McIlroy, meanwhile, will have to wait another year for a shot at the career Grand Slam. Trailing by three shots to start the final round, he closed to within one shot after two holes. That was as close as he came. McIlroy’s putter betrayed him, and he was never a factor on the back nine. He closed with a 74 and tied for fifth.
When Reed bogeyed hole 11, it looked like a prime opportunity for Spieth to make his move. But sure enough, right after the window opened, Reed slammed it shut again with birdies on hole 12 and 14. Each time Reed’s competitors thought they’d found a way in, he locked it down.
Reed walked up to the 18th green while echoes of cheers for Fowler - who’d birdied to get within one of Reed - still seemed to ring. Fowler holed an 8-foot birdie putt on the final hole for a 67. He had to settle for his third runner-up finish in a Major. He left the scoring cabin when Reed two-putted for par down the slippery slope on the 18th green and waited for a chance to greet Reed.
‘‘Glad I at least made the last one, make him earn it,’’ Fowler said with a grin.
Reed’s reception at the 18th green seemed to be just a little less warm, fitting of his place among his fellow young Americans. Currently the holders of all four major tournaments are Americans aged 27 and under. Starting with Brooks Koepka’s win at the U.S. Open, then Spieth’s victory at the Open Championship, followed by Thomas’s takeover at the PGA Championship. The young golfers on the PGA Tour are all vying for golf superstardom. Sunday proved to be Reed’s day of reckoning, as he firmly demonstrated that nothing scares him, even being a final-round leader at Augusta National. He sure isn’t the most popular man on the tour, but he proved on Sunday he should be one of the most feared.
“A lot of people, for a long time, maybe don’t say his name as often as they should. That’s what I think,” Justine, Reed’s wife, was saying shortly after her husband completed his win. “I’ve always thought he’s a great player. That’s what he did today. He showed his true colors.”

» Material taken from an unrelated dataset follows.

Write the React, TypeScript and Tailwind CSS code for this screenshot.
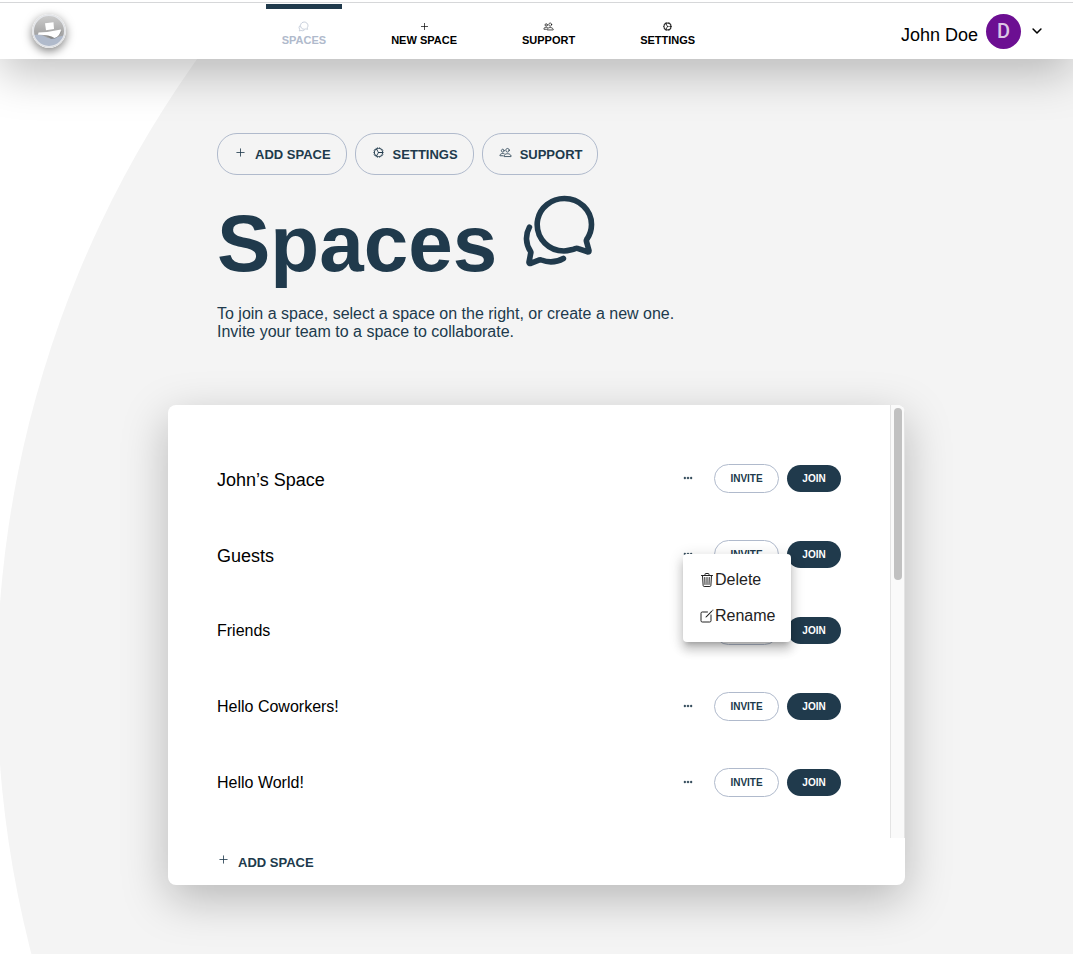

“I walked up to the first tee and had a really welcoming cheer, but then when Rory walked up to the tee, you know, his cheer was a little louder,” said Reed. “But that’s another thing that just kind of played into my hand. Not only did it fuel my fire a little bit, but also, it just takes the pressure off of me and adds it back to him. You had a lot of the guys picking him to win over me, and it’s just kind of one of those things that the more chatter you have in your ear and about expectations and everything, the harder it is to play golf.”